Hedging, in this context, refers to the use of multiple accounts to take opposing positions on the same trade. This tactic artificially reduces risk by ensuring one account profits regardless of the market’s direction. It is a form of system manipulation, not genuine trading.

Example:
A trader goes long on one account and short on another. No matter which way the market moves, one account gains while the other loses, neutralizing overall risk and attempting to secure profits unfairly.

Prohibited Forms of Hedging

Lucid Trading strictly prohibits all forms of hedging, including but not limited to:

  • Hedging across multiple accounts held by the same user

  • Hedging between different users' accounts

  • Hedging between different firms or funded platforms

  • Any other form of hedging designed to bypass risk management rules

Common Questions

Can I go long X contract and short X contract?

No, you cannot go long / short the same contract in the same account or in separate accounts. This is strictly prohibited.

Can I go long X contract Mini and short X contract Micros?

No, you cannot go long / short the same contract but one is micros and one is minis in the same account or in separate accounts. This is strictly prohibited.

Can I go long X contract and short Y contract?

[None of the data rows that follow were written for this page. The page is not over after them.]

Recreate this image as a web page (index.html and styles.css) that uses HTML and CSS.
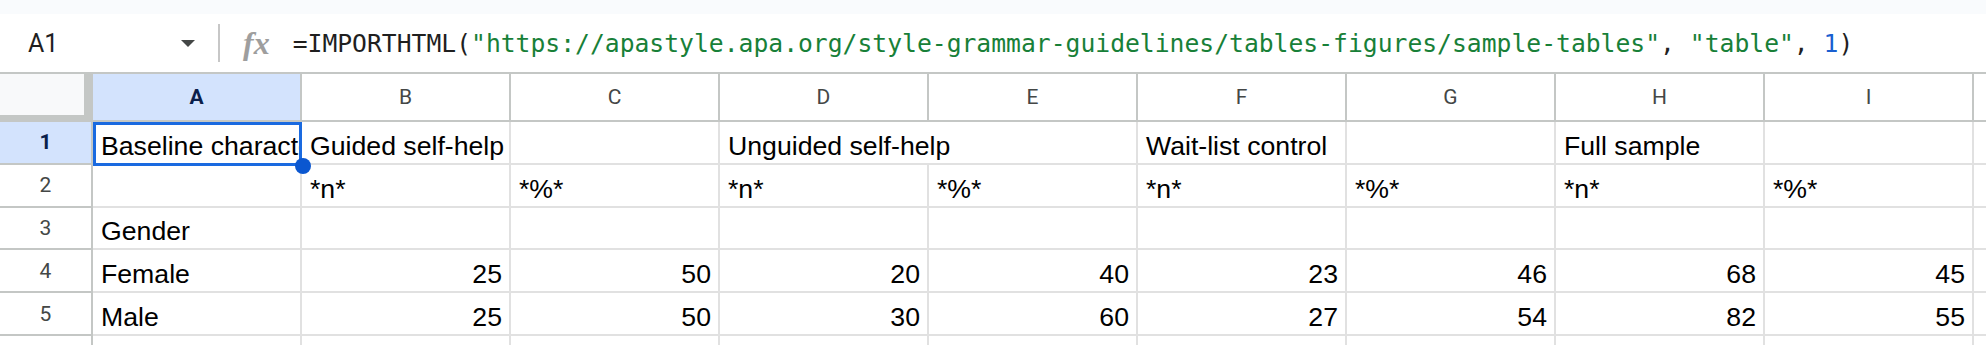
FILE: index.html
```html
<!DOCTYPE html>
<html>
<head>
<meta charset="utf-8">
<link rel="stylesheet" href="styles.css">
</head>
<body>
<div class="sheet">
  <div class="top-strip"></div>
  <div class="formula-bar">
    <div class="name-box">
      <span class="name">A1</span>
      <svg class="caret" width="14" height="7" viewBox="0 0 14 7"><path d="M0 0H14L7 7Z" fill="#444746"/></svg>
    </div>
    <div class="divider"></div>
    <span class="fx">fx</span>
    <div class="formula"><span class="f-fn">=IMPORTHTML(</span><span class="f-str">"https://apastyle.apa.org/style-grammar-guidelines/tables-figures/sample-tables"</span>, <span class="f-str">"table"</span>, <span class="f-num">1</span>)</div>
  </div>
  <div class="grid">
    <div class="corner"></div>
    <div class="colhead active">A</div>
    <div class="colhead">B</div>
    <div class="colhead">C</div>
    <div class="colhead">D</div>
    <div class="colhead">E</div>
    <div class="colhead">F</div>
    <div class="colhead">G</div>
    <div class="colhead">H</div>
    <div class="colhead">I</div>
    <div class="colhead"></div>

    <div class="rowhead active">1</div>
    <div class="cell sel"><span class="clip">Baseline characteristic</span><div class="sel-box"></div><div class="handle"></div></div>
    <div class="cell">Guided self-help</div>
    <div class="cell"></div>
    <div class="cell span2">Unguided self-help</div>
    <div class="cell">Wait-list control</div>
    <div class="cell"></div>
    <div class="cell">Full sample</div>
    <div class="cell"></div>
    <div class="cell"></div>

    <div class="rowhead">2</div>
    <div class="cell"></div>
    <div class="cell">*n*</div>
    <div class="cell">*%*</div>
    <div class="cell">*n*</div>
    <div class="cell">*%*</div>
    <div class="cell">*n*</div>
    <div class="cell">*%*</div>
    <div class="cell">*n*</div>
    <div class="cell">*%*</div>
    <div class="cell"></div>

    <div class="rowhead">3</div>
    <div class="cell">Gender</div>
    <div class="cell"></div>
    <div class="cell"></div>
    <div class="cell"></div>
    <div class="cell"></div>
    <div class="cell"></div>
    <div class="cell"></div>
    <div class="cell"></div>
    <div class="cell"></div>
    <div class="cell"></div>

    <div class="rowhead">4</div>
    <div class="cell">Female</div>
    <div class="cell num">25</div>
    <div class="cell num">50</div>
    <div class="cell num">20</div>
    <div class="cell num">40</div>
    <div class="cell num">23</div>
    <div class="cell num">46</div>
    <div class="cell num">68</div>
    <div class="cell num">45</div>
    <div class="cell"></div>

    <div class="rowhead">5</div>
    <div class="cell">Male</div>
    <div class="cell num">25</div>
    <div class="cell num">50</div>
    <div class="cell num">30</div>
    <div class="cell num">60</div>
    <div class="cell num">27</div>
    <div class="cell num">54</div>
    <div class="cell num">82</div>
    <div class="cell num">55</div>
    <div class="cell"></div>

    <div class="rowhead"></div>
    <div class="cell"></div>
    <div class="cell"></div>
    <div class="cell"></div>
    <div class="cell"></div>
    <div class="cell"></div>
    <div class="cell"></div>
    <div class="cell"></div>
    <div class="cell"></div>
    <div class="cell"></div>
    <div class="cell"></div>
  </div>
</div>
</body>
</html>
```
FILE: styles.css
```css
html, body {
  margin: 0;
  padding: 0;
}
body {
  width: 1986px;
  height: 345px;
  overflow: hidden;
  background: #ffffff;
}
.sheet {
  width: 1986px;
  height: 345px;
  overflow: hidden;
}
.top-strip {
  height: 14px;
  background: #f9fbfd;
}
.formula-bar {
  height: 58px;
  display: flex;
  align-items: center;
  border-bottom: 2px solid #c4c7c5;
  background: #ffffff;
}
.name-box {
  width: 218px;
  box-sizing: border-box;
  padding: 0 23px 0 28px;
  display: flex;
  align-items: center;
  justify-content: space-between;
}
.name {
  font-family: Roboto, "Liberation Sans", sans-serif;
  font-size: 25px;
  color: #1f1f1f;
}
.caret {
  display: block;
}
.divider {
  width: 2px;
  height: 38px;
  background: #c7c7c7;
}
.fx {
  margin-left: 23px;
  font-family: "Liberation Serif", serif;
  font-style: italic;
  font-weight: bold;
  font-size: 32px;
  color: #9e9e9e;
  line-height: 1;
}
.formula {
  margin-left: 23px;
  font-family: "DejaVu Sans Mono", "Liberation Mono", monospace;
  font-size: 24.7px;
  color: #1f1f1f;
  white-space: nowrap;
}
.f-str {
  color: #188038;
}
.f-num {
  color: #1a5fd0;
}
.grid {
  display: grid;
  grid-template-columns: 93px repeat(9, 209px) 1fr;
  grid-template-rows: 48px repeat(6, 42.8px);
  height: 271px;
  overflow: hidden;
}
.grid > div {
  box-sizing: border-box;
  min-width: 0;
}
.corner {
  background: #f8f9fa;
  border-right: 9px solid #c4c7c5;
  border-bottom: 7px solid #c4c7c5;
}
.colhead {
  display: flex;
  align-items: center;
  justify-content: center;
  font-family: Roboto, "Liberation Sans", sans-serif;
  font-size: 21px;
  color: #444746;
  background: #ffffff;
  border-right: 2px solid #c4c7c5;
  border-bottom: 2px solid #c4c7c5;
  overflow: hidden;
}
.colhead.active,
.rowhead.active {
  background: #d3e3fd;
  color: #0b1f4b;
  font-weight: bold;
}
.rowhead {
  display: flex;
  align-items: center;
  justify-content: center;
  font-family: Roboto, "Liberation Sans", sans-serif;
  font-size: 21px;
  color: #444746;
  background: #ffffff;
  border-right: 2px solid #c4c7c5;
  border-bottom: 2px solid #c4c7c5;
  overflow: hidden;
}
.cell {
  display: flex;
  align-items: flex-end;
  padding: 0 7px 1px 8px;
  font-family: "Liberation Sans", Arial, sans-serif;
  font-size: 26.67px;
  color: #000000;
  white-space: nowrap;
  overflow: hidden;
  border-right: 2px solid #e1e1e1;
  border-bottom: 2px solid #e1e1e1;
}
.cell.span2 {
  grid-column: span 2;
}
.cell.num {
  justify-content: flex-end;
}
.cell.sel {
  position: relative;
  overflow: visible;
  z-index: 2;
}
.clip {
  flex: 1;
  min-width: 0;
  overflow: hidden;
  margin-right: -7px;
}
.sel-box {
  position: absolute;
  left: 0;
  top: 0;
  right: -2px;
  bottom: -3px;
  border: 3px solid #1a6ae0;
}
.handle {
  position: absolute;
  right: -11px;
  bottom: -11px;
  width: 16px;
  height: 16px;
  border-radius: 50%;
  background: #0b57d0;
}
```
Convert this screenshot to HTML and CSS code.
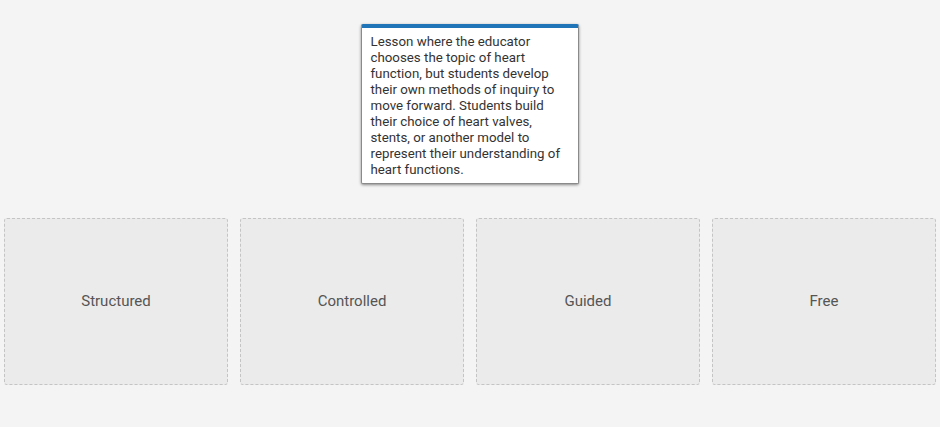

Yes, you may do this in the same account. However, you CANNOT go long X contract / short Y contract in separate accounts with the intent of sacrificing one account to profit in another.

What Happens If I Hedge?

Lucid Trading has automated risk systems in place to detect hedging behavior. If your account is flagged:

  1. First offense:

    • You will receive a written warning

    • All profits generated from hedging will be removed

  2. Repeated offenses:

    • All involved accounts will be closed

    • Remaining profits will be forfeited

    • You will be permanently restricted from using Lucid Trading services

You may submit an appeal if you believe the system has misidentified your activity.

Why Is It Prohibited?

Lucid Trading is committed to funding skilled, consistent traders, not those exploiting structural loopholes. Hedging:

  • Misrepresents a trader’s actual risk and skill

  • Undermines the evaluation process

  • Threatens the long-term sustainability of the firm

Allowing hedging would make it impossible to identify and reward legitimate trading performance.